Nearly half of all high-net-worth buyers used social media to do it: 43 percent bought from studios, 37 percent commissioned works, and 35 percent purchased via Instagram links.

The old hierarchy—dealer first, artist second—is slipping. Sure, galleries remain the most trusted channel overall, but the survey finds that collectors’s second-most-preferred route is now direct purchase, a category that’s more than doubled in just one year.

Rethinking Risk

Conventional wisdom says women are more risk-averse investors. In art, that’s proving to be wildly untrue. The survey shows 55 percent of women frequently buy works by unknown artists, compared with 44 percent of men, despite both groups rating such purchases as high-risk. In other words, they recognize the risk and do it anyway.

The data suggests a cultural confidence—one that treats discovery as both social capital and artistic responsibility. The market’s appetite for “emerging” may have chilled but, for women collectors, risk is a form of authorship.

From Frenzy to Stability

After years of froth, 2025 looks surprisingly calm. Selling intentions have fallen by more than half since 2024, dropping from 55 percent of collectors to 25 percent, while 84 percent remain optimistic about the market’s direction and only four percent pessimistic.
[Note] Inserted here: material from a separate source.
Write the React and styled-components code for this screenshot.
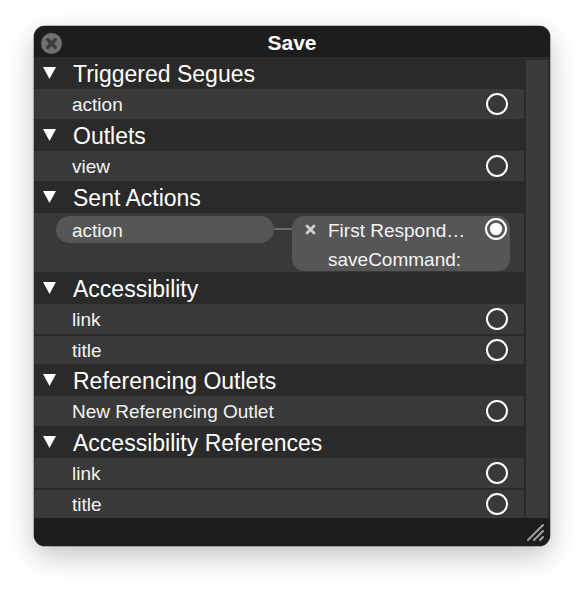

That optimism is rooted in a shift from speculation to stewardship: more collectors plan to donate works to museums or pass them to family than to sell them.

Collecting as Identity

Threaded through the report is a subtle, but seismic change in motivation. Collecting has become less about possession than about projection—of values, affiliations, and personal narratives. As the Art Basel foreword puts it, today’s collectors pursue “a widening definition of connoisseurship, where art increasingly sits alongside design, luxury goods, and lifestyle collectibles,” reflecting an “expression of identity shaped as much by personal pleasure and social connection as by financial motivation.”

That sentence may be the truest measure of where the art world stands in 2025: wealth is transferring, tastes are diversifying, and collecting—once the province of legacy—is now an act of self-definition, or if you’re more cynical, of branding.